# Probably a long shot (Boost Gauge in Dash)



## asleepz (Feb 24, 2004)

This probably won't work but has anyone ever stuck an aftermarket boost gauge where the existing one was and how big of a bitch is it to do if it is possible.


----------



## 0341TODD (Nov 15, 2003)

Hell Yeah Bro!!!!!!!!!!! I Just Did It And I Put An Oil Pressure Gauge In. It Looks Sweet!!!!!!!!!!!!!!!! I Will Take A Digital Picture And Send It To You.


----------



## 0341TODD (Nov 15, 2003)

25/8s WORKS PERFECTLY- SLIDES RIGHT IN TOO- IT SITS REALLY NICE.


----------



## asleepz (Feb 24, 2004)

K cool this is awesome news. Post pics when possible


----------



## asleepz (Feb 24, 2004)

Hey I forgot to ask where did you buy the gauge? Internet? If you did please supply a link


----------



## 0341TODD (Nov 15, 2003)

got it from my distributor- I used 2 5/8 autometer sport comps. I will send the pic today, Im at the shop changing the passenger side exhaust gasket-- sorry it has taken me so long.


----------



## asleepz (Feb 24, 2004)

No prob. I got a question though... They are electronic and run off the boost sensor from what I know (I took out the gauges today to change the backlights) does autometer make electric boost gauges like that or do I have to tie into the turbo somehow. Also since both gauges are in one pod do I have to replace the other one also??


----------



## 0341TODD (Nov 15, 2003)

What I did was replaced the boost gauge on the right with the autometer and jumped the vacuum line off the fuel pressure regulator. With the oil pressure guage Im going to jump it off a block the hooks up with the stock fuel pressure gauge- you generally cant just hook an aftermarket gauge up to a stock electrical line b/c they dont read right.
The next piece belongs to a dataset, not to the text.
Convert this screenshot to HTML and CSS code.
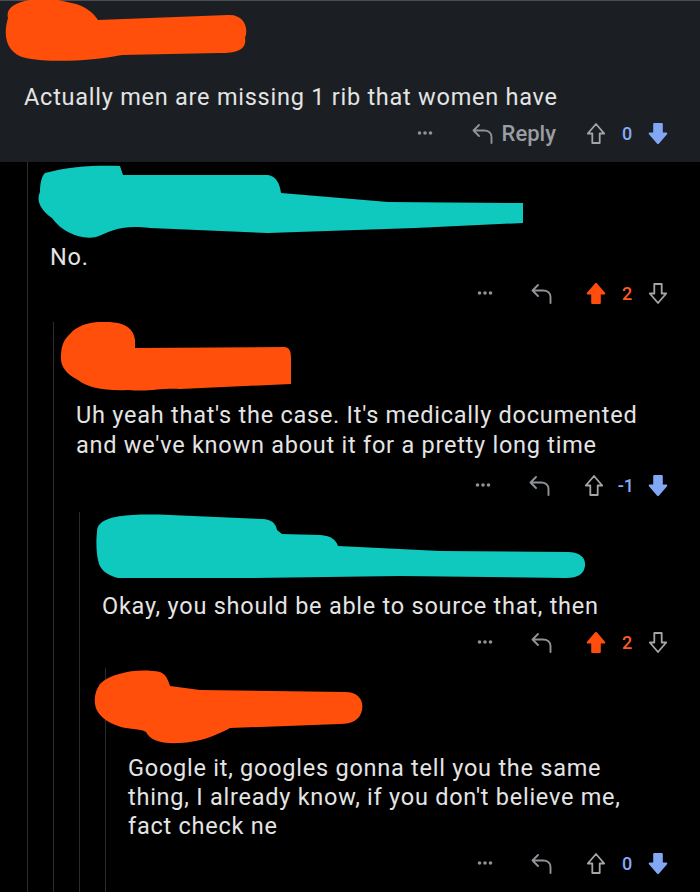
FILE: index.html
```html
<!DOCTYPE html>
<html lang="en">
<head>
<meta charset="utf-8">
<title>Comments</title>
<link rel="stylesheet" href="styles.css">
</head>
<body>
<div class="page">
  <section class="top">
    <svg class="blob blob-1" width="250" height="62" viewBox="0 0 250 62">
      <path d="M8 18 C4 4 28 -4 58 0 L76 4 C88 8 94 14 98 20 L228 15 C244 14 249 28 245 38 C247 50 236 53 220 53 L122 55 C92 61 50 63 26 58 C8 54 2 38 8 18 Z" fill="#ff4f0a"/>
    </svg>
    <p class="text text-top">Actually men are missing 1 rib that women have</p>
    <div class="actions">
      <svg class="ic-dots" width="16" height="6" viewBox="0 0 16 6"><circle cx="2.5" cy="3" r="1.8"/><circle cx="8" cy="3" r="1.8"/><circle cx="13.5" cy="3" r="1.8"/></svg>
      <span class="reply">
        <svg class="ic-reply" width="23" height="23" viewBox="0 0 23 23"><path d="M8 3 L2.5 8.5 L8 14 M2.5 8.5 H13 C17.5 8.5 20.5 11 20.5 15 V21"/></svg>
        <span class="reply-label">Reply</span>
      </span>
      <svg class="ic-vote" width="20" height="23" viewBox="0 0 20 23"><path class="outline" d="M10 2 L1.8 11.5 H6.3 V21 H13.7 V11.5 H18.2 Z"/></svg>
      <span class="count blue">0</span>
      <svg class="ic-vote down" width="20" height="23" viewBox="0 0 20 23"><path class="fill-blue" d="M10 2 L1.8 11.5 H6.3 V21 H13.7 V11.5 H18.2 Z"/></svg>
    </div>
  </section>

  <div class="thread t1">
    <article class="comment c2">
      <svg class="blob blob-2" width="500" height="75" viewBox="30 165 500 75">
        <path d="M45 173 C70 166 100 165 120 166 L123 175 L268 175 C276 176 280 184 281 193 L388 202 L523 203 L523 223 L415 228 L268 233 L150 228 C120 224 110 232 96 237 C80 240 62 232 52 218 C40 210 36 200 40 192 C40 182 42 176 45 173 Z" fill="#0fc9bf"/>
      </svg>
      <p class="text">No.</p>
      <div class="actions">
        <svg class="ic-dots" width="16" height="6" viewBox="0 0 16 6"><circle cx="2.5" cy="3" r="1.8"/><circle cx="8" cy="3" r="1.8"/><circle cx="13.5" cy="3" r="1.8"/></svg>
        <svg class="ic-reply solo" width="23" height="23" viewBox="0 0 23 23"><path d="M8 3 L2.5 8.5 L8 14 M2.5 8.5 H13 C17.5 8.5 20.5 11 20.5 15 V21"/></svg>
        <svg class="ic-vote" width="20" height="23" viewBox="0 0 20 23"><path class="fill-orange" d="M10 2 L1.8 11.5 H6.3 V21 H13.7 V11.5 H18.2 Z"/></svg>
        <span class="count orange">2</span>
        <svg class="ic-vote down" width="20" height="23" viewBox="0 0 20 23"><path class="outline" d="M10 2 L1.8 11.5 H6.3 V21 H13.7 V11.5 H18.2 Z"/></svg>
      </div>
    </article>

    <div class="thread t2">
      <article class="comment c3">
        <svg class="blob blob-3" width="240" height="70" viewBox="56 322 240 70">
          <path d="M70 334 C80 322 100 320 118 323 C130 326 134 332 135 340 L135 348 L285 347 C290 348 291 352 291 358 L291 384 L180 389 C160 388 150 392 128 390 C105 391 88 388 78 380 C66 374 60 366 61 356 C61 346 64 339 70 334 Z" fill="#ff4f0a"/>
        </svg>
        <p class="text">Uh yeah that's the case. It's medically documented<br>and we've known about it for a pretty long time</p>
        <div class="actions">
          <svg class="ic-dots" width="16" height="6" viewBox="0 0 16 6"><circle cx="2.5" cy="3" r="1.8"/><circle cx="8" cy="3" r="1.8"/><circle cx="13.5" cy="3" r="1.8"/></svg>
          <svg class="ic-reply solo" width="23" height="23" viewBox="0 0 23 23"><path d="M8 3 L2.5 8.5 L8 14 M2.5 8.5 H13 C17.5 8.5 20.5 11 20.5 15 V21"/></svg>
          <svg class="ic-vote" width="20" height="23" viewBox="0 0 20 23"><path class="outline" d="M10 2 L1.8 11.5 H6.3 V21 H13.7 V11.5 H18.2 Z"/></svg>
          <span class="count blue">-1</span>
          <svg class="ic-vote down" width="20" height="23" viewBox="0 0 20 23"><path class="fill-blue" d="M10 2 L1.8 11.5 H6.3 V21 H13.7 V11.5 H18.2 Z"/></svg>
        </div>
      </article>

      <div class="thread t3">
        <article class="comment c4">
          <svg class="blob blob-4" width="500" height="70" viewBox="92 512 500 70">
            <path d="M100 524 C110 514 140 514 170 515 L262 519 C272 519 276 524 277 530 L282 534 L320 535 C332 536 336 540 338 546 L440 551 L568 552 C580 552 586 558 585 566 C584 574 578 578 566 578 L400 576 L250 578 L118 578 C110 576 102 572 99 564 C96 554 96 540 97 532 C97 528 98 526 100 524 Z" fill="#0fc9bf"/>
          </svg>
          <p class="text">Okay, you should be able to source that, then</p>
          <div class="actions">
            <svg class="ic-dots" width="16" height="6" viewBox="0 0 16 6"><circle cx="2.5" cy="3" r="1.8"/><circle cx="8" cy="3" r="1.8"/><circle cx="13.5" cy="3" r="1.8"/></svg>
            <svg class="ic-reply solo" width="23" height="23" viewBox="0 0 23 23"><path d="M8 3 L2.5 8.5 L8 14 M2.5 8.5 H13 C17.5 8.5 20.5 11 20.5 15 V21"/></svg>
            <svg class="ic-vote" width="20" height="23" viewBox="0 0 20 23"><path class="fill-orange" d="M10 2 L1.8 11.5 H6.3 V21 H13.7 V11.5 H18.2 Z"/></svg>
            <span class="count orange">2</span>
            <svg class="ic-vote down" width="20" height="23" viewBox="0 0 20 23"><path class="outline" d="M10 2 L1.8 11.5 H6.3 V21 H13.7 V11.5 H18.2 Z"/></svg>
          </div>
        </article>

        <div class="thread t4">
          <article class="comment c5">
            <svg class="blob blob-5" width="280" height="78" viewBox="90 668 280 78">
              <path d="M100 684 C112 672 140 668 160 672 C166 674 168 680 170 686 L200 690 L345 692 C358 692 364 700 362 710 C360 720 352 724 340 724 L230 728 C215 736 200 742 180 743 C160 744 150 740 146 732 C140 728 128 730 118 726 C106 722 96 714 95 704 C94 696 96 690 100 684 Z" fill="#ff4f0a"/>
            </svg>
            <p class="text text-tight">Google it, googles gonna tell you the same<br>thing, I already know, if you don't believe me,<br>fact check ne</p>
            <div class="actions">
              <svg class="ic-dots" width="16" height="6" viewBox="0 0 16 6"><circle cx="2.5" cy="3" r="1.8"/><circle cx="8" cy="3" r="1.8"/><circle cx="13.5" cy="3" r="1.8"/></svg>
              <svg class="ic-reply solo" width="23" height="23" viewBox="0 0 23 23"><path d="M8 3 L2.5 8.5 L8 14 M2.5 8.5 H13 C17.5 8.5 20.5 11 20.5 15 V21"/></svg>
              <svg class="ic-vote" width="20" height="23" viewBox="0 0 20 23"><path class="outline" d="M10 2 L1.8 11.5 H6.3 V21 H13.7 V11.5 H18.2 Z"/></svg>
              <span class="count blue">0</span>
              <svg class="ic-vote down" width="20" height="23" viewBox="0 0 20 23"><path class="fill-blue" d="M10 2 L1.8 11.5 H6.3 V21 H13.7 V11.5 H18.2 Z"/></svg>
            </div>
          </article>
        </div>
      </div>
    </div>
  </div>
</div>
</body>
</html>
```

FILE: styles.css
```css
* { box-sizing: border-box; }

html, body {
  margin: 0;
  padding: 0;
  background: #000;
}

body {
  font-family: Roboto, "Liberation Sans", sans-serif;
  color: #e4e4e4;
  width: 700px;
  height: 892px;
  overflow: hidden;
}

.page {
  display: flex;
  flex-direction: column;
  min-height: 892px;
}

.top {
  background: #1b1f23;
  border-top: 1px solid #4a4d50;
  padding: 0 32px 14px 24px;
}

.blob { display: block; }

.blob-1 { margin-left: -24px; margin-top: -1px; }

.text {
  margin: 0;
  font-size: 23.5px;
  line-height: 30px;
  letter-spacing: 0.75px;
  white-space: nowrap;
}

.text-top { margin-top: 20px; }

.text-tight { line-height: 29px; }

.actions {
  display: flex;
  align-items: center;
  justify-content: flex-end;
  height: 30px;
  margin-top: 6px;
  color: #8f9397;
}

.ic-dots { fill: #8f9397; margin-right: 37px; }

.top .ic-dots { margin-right: 38px; }

.reply {
  display: flex;
  align-items: center;
  gap: 8px;
  margin-right: 30px;
}

.reply-label {
  font-size: 22px;
  font-weight: 500;
  color: #9a9da1;
}

.ic-reply path {
  fill: none;
  stroke: #8f9397;
  stroke-width: 1.9;
  stroke-linecap: round;
  stroke-linejoin: round;
}

.ic-reply.solo { margin-right: 33px; }

.ic-vote path { stroke-linejoin: round; stroke-linecap: round; }

.ic-vote .outline { fill: none; stroke: #a3a6a9; stroke-width: 1.8; }
.ic-vote .fill-orange { fill: #ff4d0d; stroke: #ff4d0d; stroke-width: 2.2; }
.ic-vote .fill-blue { fill: #82a8f5; stroke: #82a8f5; stroke-width: 2.2; }

.ic-vote.down { transform: rotate(180deg); }

.count {
  min-width: 14px;
  margin: 0 14px;
  text-align: center;
  font-size: 18px;
  font-weight: 500;
}

.count.blue { color: #86aaf5; }
.count.orange { color: #ff5a1f; }

.thread {
  border-left: 1px solid #2c2c2c;
  padding-left: 22px;
  flex: 1;
  display: flex;
  flex-direction: column;
}

.t1 { margin-left: 27px; }
.t2 { margin-left: 3px; margin-top: 14px; }
.t3 { margin-left: 3px; margin-top: 12px; }
.t4 { margin-left: 3px; margin-top: 11px; }

.comment { padding-right: 32px; }

.blob-2 { margin-left: -20px; margin-top: 3px; }
.c2 .text { margin-top: 2px; }

.blob-3 { margin-left: -20px; }
.c3 .text { margin-top: 8px; }
.c3 .actions { margin-top: 10px; }

.blob-4 { margin-left: -10px; }
.c4 .text { margin-top: 9px; }

.blob-5 { margin-left: -38px; }
.c5 .text { margin-top: 8px; }
.c5 .actions { margin-top: 7px; }
```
That is why you have to take 30 trips to the hardware store for the right fittings and it gets to be a pain in the ass


----------



## 0341TODD (Nov 15, 2003)

I just sent those pictures to you hotmail address man.


----------



## asleepz (Feb 24, 2004)

pics didn't come through


----------



## 0341TODD (Nov 15, 2003)

yeah it came back to me- try it now- I had to hunt down your address.


----------